## Task instructions:
For this exercise, repeat all of the material verbatim apart from its images.

........

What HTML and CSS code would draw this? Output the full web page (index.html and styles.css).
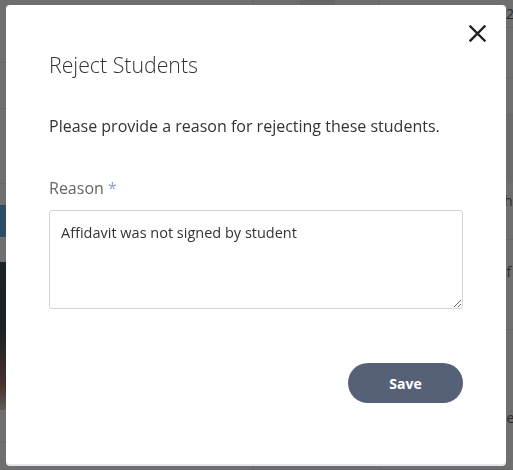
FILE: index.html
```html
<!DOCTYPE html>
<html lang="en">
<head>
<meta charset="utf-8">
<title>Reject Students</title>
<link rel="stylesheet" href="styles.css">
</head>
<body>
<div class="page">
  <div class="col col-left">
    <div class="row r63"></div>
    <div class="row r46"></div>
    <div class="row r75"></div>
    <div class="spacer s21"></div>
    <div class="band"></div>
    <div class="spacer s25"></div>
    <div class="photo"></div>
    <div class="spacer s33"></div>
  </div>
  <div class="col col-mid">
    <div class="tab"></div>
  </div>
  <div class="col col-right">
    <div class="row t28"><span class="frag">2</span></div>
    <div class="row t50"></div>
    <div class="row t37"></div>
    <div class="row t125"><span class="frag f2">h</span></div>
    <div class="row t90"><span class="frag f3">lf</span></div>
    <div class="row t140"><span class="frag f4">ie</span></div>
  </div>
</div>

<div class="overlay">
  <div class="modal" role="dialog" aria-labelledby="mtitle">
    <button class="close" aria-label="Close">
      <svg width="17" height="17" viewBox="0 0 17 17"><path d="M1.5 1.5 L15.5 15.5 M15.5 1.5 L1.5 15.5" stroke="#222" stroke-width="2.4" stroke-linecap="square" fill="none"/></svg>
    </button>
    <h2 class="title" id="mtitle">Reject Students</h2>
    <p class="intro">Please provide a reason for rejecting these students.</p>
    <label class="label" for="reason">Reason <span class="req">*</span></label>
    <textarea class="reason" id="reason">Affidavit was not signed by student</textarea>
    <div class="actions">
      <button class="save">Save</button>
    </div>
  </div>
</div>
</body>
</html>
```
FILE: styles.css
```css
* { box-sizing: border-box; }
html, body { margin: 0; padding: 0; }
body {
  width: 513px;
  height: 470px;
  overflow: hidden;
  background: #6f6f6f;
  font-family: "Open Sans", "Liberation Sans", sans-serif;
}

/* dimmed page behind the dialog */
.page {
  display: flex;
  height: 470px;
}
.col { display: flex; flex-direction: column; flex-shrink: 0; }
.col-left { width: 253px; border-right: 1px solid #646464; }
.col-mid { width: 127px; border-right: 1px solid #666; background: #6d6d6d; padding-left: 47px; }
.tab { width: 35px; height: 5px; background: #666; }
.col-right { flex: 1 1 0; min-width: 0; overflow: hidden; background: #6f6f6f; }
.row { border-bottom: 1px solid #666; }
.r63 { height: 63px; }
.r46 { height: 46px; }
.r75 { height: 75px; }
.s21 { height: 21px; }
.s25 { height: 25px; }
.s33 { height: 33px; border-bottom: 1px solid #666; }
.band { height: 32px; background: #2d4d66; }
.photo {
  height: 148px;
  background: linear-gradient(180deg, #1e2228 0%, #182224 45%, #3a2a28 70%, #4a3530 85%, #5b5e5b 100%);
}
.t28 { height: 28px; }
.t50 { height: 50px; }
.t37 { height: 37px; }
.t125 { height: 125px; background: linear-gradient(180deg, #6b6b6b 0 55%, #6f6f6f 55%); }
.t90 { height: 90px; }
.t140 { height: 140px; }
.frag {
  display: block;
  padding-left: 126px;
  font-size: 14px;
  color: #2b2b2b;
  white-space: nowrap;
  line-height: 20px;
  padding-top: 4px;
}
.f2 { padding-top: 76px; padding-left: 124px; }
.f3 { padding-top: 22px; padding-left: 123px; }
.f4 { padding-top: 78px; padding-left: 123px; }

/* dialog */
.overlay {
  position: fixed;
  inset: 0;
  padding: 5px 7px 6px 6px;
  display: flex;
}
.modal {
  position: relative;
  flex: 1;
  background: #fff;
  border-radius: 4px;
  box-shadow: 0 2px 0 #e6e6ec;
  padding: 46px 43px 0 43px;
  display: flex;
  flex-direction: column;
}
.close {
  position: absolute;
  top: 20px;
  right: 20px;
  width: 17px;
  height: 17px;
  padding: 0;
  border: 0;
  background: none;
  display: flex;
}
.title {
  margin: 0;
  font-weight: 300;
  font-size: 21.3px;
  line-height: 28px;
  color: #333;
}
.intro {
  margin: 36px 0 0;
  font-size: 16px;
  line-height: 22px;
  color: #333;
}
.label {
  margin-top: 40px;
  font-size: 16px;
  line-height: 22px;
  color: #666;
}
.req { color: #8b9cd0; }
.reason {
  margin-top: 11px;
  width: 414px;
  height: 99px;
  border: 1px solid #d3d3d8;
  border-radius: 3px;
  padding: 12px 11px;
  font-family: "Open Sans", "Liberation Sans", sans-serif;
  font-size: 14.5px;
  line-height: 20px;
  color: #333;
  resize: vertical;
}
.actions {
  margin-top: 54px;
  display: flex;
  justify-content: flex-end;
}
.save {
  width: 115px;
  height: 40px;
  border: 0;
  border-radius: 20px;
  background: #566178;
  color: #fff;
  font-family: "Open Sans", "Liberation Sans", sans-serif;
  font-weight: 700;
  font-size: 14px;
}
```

........

## Worked answer:
What HTML and CSS code would draw this? Output the full web page (index.html and styles.css).
FILE: index.html
```html
<!DOCTYPE html>
<html lang="en">
<head>
<meta charset="utf-8">
<title>Reject Students</title>
<link rel="stylesheet" href="styles.css">
</head>
<body>
<div class="page">
  <div class="col col-left">
    <div class="row r63"></div>
    <div class="row r46"></div>
    <div class="row r75"></div>
    <div class="spacer s21"></div>
    <div class="band"></div>
    <div class="spacer s25"></div>
    <div class="photo"></div>
    <div class="spacer s33"></div>
  </div>
  <div class="col col-mid">
    <div class="tab"></div>
  </div>
  <div class="col col-right">
    <div class="row t28"><span class="frag">2</span></div>
    <div class="row t50"></div>
    <div class="row t37"></div>
    <div class="row t125"><span class="frag f2">h</span></div>
    <div class="row t90"><span class="frag f3">lf</span></div>
    <div class="row t140"><span class="frag f4">ie</span></div>
  </div>
</div>

<div class="overlay">
  <div class="modal" role="dialog" aria-labelledby="mtitle">
    <button class="close" aria-label="Close">
      <svg width="17" height="17" viewBox="0 0 17 17"><path d="M1.5 1.5 L15.5 15.5 M15.5 1.5 L1.5 15.5" stroke="#222" stroke-width="2.4" stroke-linecap="square" fill="none"/></svg>
    </button>
    <h2 class="title" id="mtitle">Reject Students</h2>
    <p class="intro">Please provide a reason for rejecting these students.</p>
    <label class="label" for="reason">Reason <span class="req">*</span></label>
    <textarea class="reason" id="reason">Affidavit was not signed by student</textarea>
    <div class="actions">
      <button class="save">Save</button>
    </div>
  </div>
</div>
</body>
</html>
```
FILE: styles.css
```css
* { box-sizing: border-box; }
html, body { margin: 0; padding: 0; }
body {
  width: 513px;
  height: 470px;
  overflow: hidden;
  background: #6f6f6f;
  font-family: "Open Sans", "Liberation Sans", sans-serif;
}

/* dimmed page behind the dialog */
.page {
  display: flex;
  height: 470px;
}
.col { display: flex; flex-direction: column; flex-shrink: 0; }
.col-left { width: 253px; border-right: 1px solid #646464; }
.col-mid { width: 127px; border-right: 1px solid #666; background: #6d6d6d; padding-left: 47px; }
.tab { width: 35px; height: 5px; background: #666; }
.col-right { flex: 1 1 0; min-width: 0; overflow: hidden; background: #6f6f6f; }
.row { border-bottom: 1px solid #666; }
.r63 { height: 63px; }
.r46 { height: 46px; }
.r75 { height: 75px; }
.s21 { height: 21px; }
.s25 { height: 25px; }
.s33 { height: 33px; border-bottom: 1px solid #666; }
.band { height: 32px; background: #2d4d66; }
.photo {
  height: 148px;
  background: linear-gradient(180deg, #1e2228 0%, #182224 45%, #3a2a28 70%, #4a3530 85%, #5b5e5b 100%);
}
.t28 { height: 28px; }
.t50 { height: 50px; }
.t37 { height: 37px; }
.t125 { height: 125px; background: linear-gradient(180deg, #6b6b6b 0 55%, #6f6f6f 55%); }
.t90 { height: 90px; }
.t140 { height: 140px; }
.frag {
  display: block;
  padding-left: 126px;
  font-size: 14px;
  color: #2b2b2b;
  white-space: nowrap;
  line-height: 20px;
  padding-top: 4px;
}
.f2 { padding-top: 76px; padding-left: 124px; }
.f3 { padding-top: 22px; padding-left: 123px; }
.f4 { padding-top: 78px; padding-left: 123px; }

/* dialog */
.overlay {
  position: fixed;
  inset: 0;
  padding: 5px 7px 6px 6px;
  display: flex;
}
.modal {
  position: relative;
  flex: 1;
  background: #fff;
  border-radius: 4px;
  box-shadow: 0 2px 0 #e6e6ec;
  padding: 46px 43px 0 43px;
  display: flex;
  flex-direction: column;
}
.close {
  position: absolute;
  top: 20px;
  right: 20px;
  width: 17px;
  height: 17px;
  padding: 0;
  border: 0;
  background: none;
  display: flex;
}
.title {
  margin: 0;
  font-weight: 300;
  font-size: 21.3px;
  line-height: 28px;
  color: #333;
}
.intro {
  margin: 36px 0 0;
  font-size: 16px;
  line-height: 22px;
  color: #333;
}
.label {
  margin-top: 40px;
  font-size: 16px;
  line-height: 22px;
  color: #666;
}
.req { color: #8b9cd0; }
.reason {
  margin-top: 11px;
  width: 414px;
  height: 99px;
  border: 1px solid #d3d3d8;
  border-radius: 3px;
  padding: 12px 11px;
  font-family: "Open Sans", "Liberation Sans", sans-serif;
  font-size: 14.5px;
  line-height: 20px;
  color: #333;
  resize: vertical;
}
.actions {
  margin-top: 54px;
  display: flex;
  justify-content: flex-end;
}
.save {
  width: 115px;
  height: 40px;
  border: 0;
  border-radius: 20px;
  background: #566178;
  color: #fff;
  font-family: "Open Sans", "Liberation Sans", sans-serif;
  font-weight: 700;
  font-size: 14px;
}
```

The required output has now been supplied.